Pattern 8: Handle Missing Context Explicitly

Enterprise systems often have incomplete or conflicting data.

A strong AI system should be able to:

• ›state that context is insufficient
• ›ask for the next required input
• ›avoid overconfident synthesis when source quality is weak

This is one of the biggest differences between a reliable enterprise system and a flashy demo.

A Practical Context Pipeline

A real context engineering flow often looks like this:

1. ›classify the user task
2. ›identify the required context sources
3. ›filter accessible records by identity and scope
4. ›retrieve the highest-signal documents or records
5. ›normalize structured fields
6. ›frame the task and expected output
7. ›send the final context package to the model

That pipeline is what makes the workflow repeatable.

Common Mistakes

Sending Too Much Context

More context is not always better. Irrelevant context can confuse the model, increase cost, and reduce answer quality.

Treating Retrieval as a Complete Solution

Retrieval is one part of context engineering, but task framing, permissions, freshness, and structure matter just as much.

Ignoring Permission Boundaries

In enterprise systems, bad permission handling is not just a quality issue.

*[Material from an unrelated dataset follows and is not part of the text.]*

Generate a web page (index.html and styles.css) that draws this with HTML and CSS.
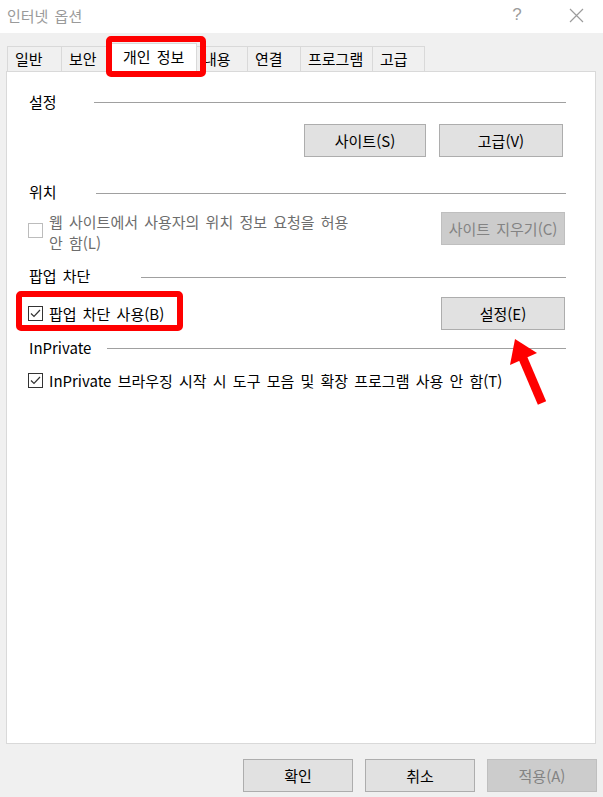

It is a trust and security issue.

Keeping Too Much Workflow History

Long history without filtering often makes the task noisier instead of smarter.

Practical Recommendations

If you are designing enterprise AI context flows, a strong baseline is:

1. ›define task-specific context requirements
2. ›separate stable and dynamic context
3. ›permission-filter before assembly
4. ›use structured fields alongside retrieved text
5. ›summarize or compress stale workflow history
6. ›let the model surface when context is insufficient

That gives you a much more reliable system than simply pushing more tokens into the prompt.

Final Takeaway

Context engineering is the operational discipline that makes enterprise AI usable. The best systems do not win by sending the most context. They win by sending the right context, in the right shape, under the right permissions, for the right task.

FAQ

What is context engineering?

Context engineering is the practice of selecting, structuring, and governing the information an AI system receives so it can complete a task accurately and safely.

Why is context engineering important in enterprise AI?

Enterprise systems have fragmented data, permission boundaries, and complex tasks, so context quality often matters more than raw model capability.

Does more context always help?

No. Too much irrelevant or low-quality context can confuse the model, increase cost, and degrade output quality.